The government-owned Philippine National Oil Company (PNOC) has plans to begin selling discounted fuel to targeted beneficiaries amid fuel prices soaring to unprecedented rates.

In a Senate hearing on Monday, newly seated PNOC president Jesus Cristino Posadas said that the company would issue subsidies to the challenged transport sector, buying fuel from oil industry titans and selling to beneficiaries at participating gas stations for a lower price.

The core recipients would be public utility vehicle (PUV) drivers and operators who have experienced challenging times during the recent oil price hikes. According to Posadas, PNOC's focus would be buying diesel as it has risen in price more dramatically than gasoline. Diesel is also the preferred fuel for many PUVs as it has been traditionally cheaper than gas.

A subsidy budget amounting to P5 billion has been set aside by the government, while additional funding from either the Land Bank of the Philippines or the Development Bank of the Philippines is also possible.

Meanwhile, the Department of Energy (DOE) has urged oil companies to slow down their fuel price hikes to help consumers weather the storm. Staggered price hikes could alleviate the strain from private motorists and PUV operators. 

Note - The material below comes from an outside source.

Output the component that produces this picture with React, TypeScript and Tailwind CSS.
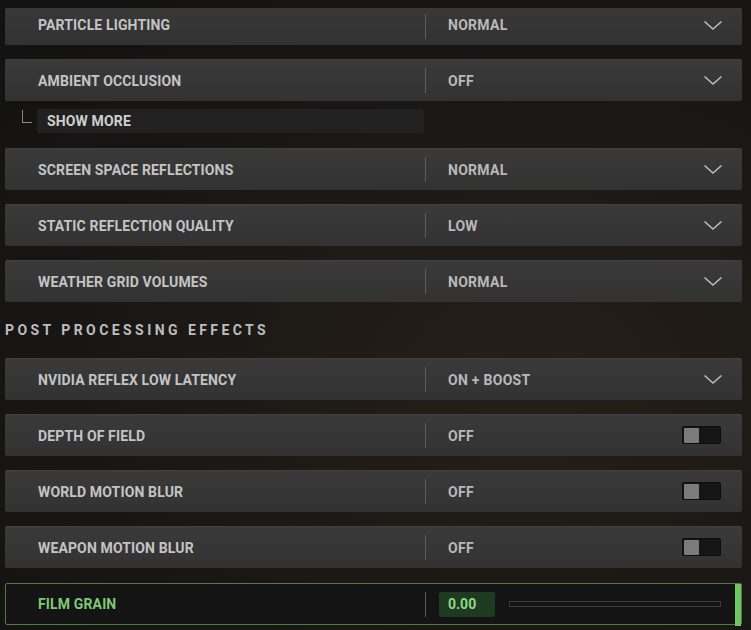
import { ReactNode } from 'react';

type Kind = 'select' | 'toggle';

function Chevron() {
  return (
    <svg width="20" height="11" viewBox="0 0 20 11" fill="none" className="text-[#bdbdbd]">
      <polyline points="1.5,1.5 10,9 18.5,1.5" stroke="currentColor" strokeWidth="1.6" />
    </svg>
  );
}

function Toggle() {
  return (
    <div className="flex h-[18px] w-[39px] items-center rounded-[2px] border border-[#0c0c0c] bg-[#161616] pl-px">
      <div className="h-[15px] w-[15px] rounded-[1px] bg-[#7b7b7b]" />
    </div>
  );
}

function Row({
  label,
  value,
  kind = 'select',
  className = '',
}: {
  label: string;
  value: string;
  kind?: Kind;
  className?: string;
}) {
  return (
    <div
      className={`flex h-[42px] shrink-0 items-center rounded-[2px] bg-gradient-to-b from-[#3a3a3a] to-[#323232] shadow-[inset_0_1px_0_rgba(255,255,255,0.04)] ${className}`}
    >
      <div className="w-[420px] pl-[33px] pt-[2px] text-[14px] font-bold tracking-[0.01em] text-[#c4c4c4]">{label}</div>
      <div className="h-[25px] w-px bg-[#5e5e5e]" />
      <div className="flex-1 pl-[22px] pt-[2px] text-[14px] font-bold tracking-[0.02em] text-[#b9b9b9]">{value}</div>
      <div className={kind === 'select' ? 'pr-[19px]' : 'pr-[21px]'}>
        {kind === 'select' ? <Chevron /> : <Toggle />}
      </div>
    </div>
  );
}

function SectionTitle({ children }: { children: ReactNode }) {
  return (
    <div className="flex h-[56px] shrink-0 items-center pt-px text-[14px] font-bold tracking-[0.245em] text-[#bdbdbd]">
      {children}
    </div>
  );
}

export default function App() {
  return (
    <div
      className="h-[630px] w-[751px] overflow-hidden bg-[radial-gradient(ellipse_at_70%_60%,#261f19_0%,#1b1815_45%,#121212_100%)] pl-[5px] pr-[9px]"
      style={{ fontFamily: 'Roboto, "Liberation Sans", sans-serif' }}
    >
      <div className="flex flex-col">
        {/* first row is cut at the top of the view */}
        <div className="mt-[8px] flex h-[37px] shrink-0 items-center rounded-[2px] bg-gradient-to-b from-[#383838] to-[#323232] pb-[3px]">
          <div className="w-[420px] pl-[33px] text-[14px] font-bold tracking-[0.01em] text-[#c4c4c4]">PARTICLE LIGHTING</div>
          <div className="mb-[-3px] h-[25px] w-px bg-[#5e5e5e]" />
          <div className="flex-1 pl-[22px] text-[14px] font-bold tracking-[0.02em] text-[#b9b9b9]">NORMAL</div>
          <div className="pr-[19px]">
            <Chevron />
          </div>
        </div>

        <Row className="mt-[14px]" label="AMBIENT OCCLUSION" value="OFF" />

        <div className="mt-[8px] flex h-[24px] shrink-0 items-start">
          <div className="ml-[17px] mt-px h-[13px] w-[10px] border-b border-l border-[#8a8a8a]" />
          <div className="ml-[5px] flex h-[24px] w-[387px] items-center rounded-[2px] bg-[#212121] pl-[10px] pt-px text-[14px] font-bold tracking-[0.01em] text-[#cfcfcf]">
            SHOW MORE
          </div>
        </div>

        <Row className="mt-[15px]" label="SCREEN SPACE REFLECTIONS" value="NORMAL" />
        <Row className="mt-[14px]" label="STATIC REFLECTION QUALITY" value="LOW" />
        <Row className="mt-[14px]" label="WEATHER GRID VOLUMES" value="NORMAL" />

        <SectionTitle>POST PROCESSING EFFECTS</SectionTitle>

        <Row label="NVIDIA REFLEX LOW LATENCY" value="ON + BOOST" />
        <Row className="mt-[14px]" label="DEPTH OF FIELD" value="OFF" kind="toggle" />
        <Row className="mt-[14px]" label="WORLD MOTION BLUR" value="OFF" kind="toggle" />
        <Row className="mt-[14px]" label="WEAPON MOTION BLUR" value="OFF" kind="toggle" />

        <div className="mt-[15px] flex h-[42px] shrink-0 items-center rounded-[2px] border border-[#4d7a48] bg-[#151414]">
          <div className="w-[419px] pl-[32px] pt-px text-[14px] font-bold tracking-[0.01em] text-[#7ec877]">FILM GRAIN</div>
          <div className="h-[25px] w-px bg-[#5a5a5a]" />
          <div className="ml-[13px] flex h-[25px] w-[56px] items-center rounded-[2px] bg-[#1e3a21] pl-[9px] pt-px text-[14px] font-bold text-[#8fd78a]">
            0.00
          </div>
          <div className="ml-[14px] h-[6px] flex-1 border border-[#3b3b3b] bg-[#141414]" />
          <div className="ml-[14px] h-[42px] w-[6px] self-stretch bg-[#6fc463]" />
        </div>
      </div>
    </div>
  );
}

However, the Department of Finance (DOF) is playing coy on suspending the fuel excise tax in the Philippines, reasoning that such a suspension would only benefit members of the upper-income brackets. The government agency further stated that a stoppage of the excise tax would not significantly impact the more marginalized citizens of the country.

Fuel subsidies have started at the local government unit (LGU) level, as Quezon City Mayor Joy Belmonte on Wednesday led the distribution of P500 worth of gas vouchers to qualified tricycle drivers. A total of 3,982 drivers will receive the vouchers as part of the first batch. 

Whatever the national government decides, it's clear that something has to give. We may not have seen the worst of the fuel price hikes, so ordinary motorists will have to brace themselves in the meantime.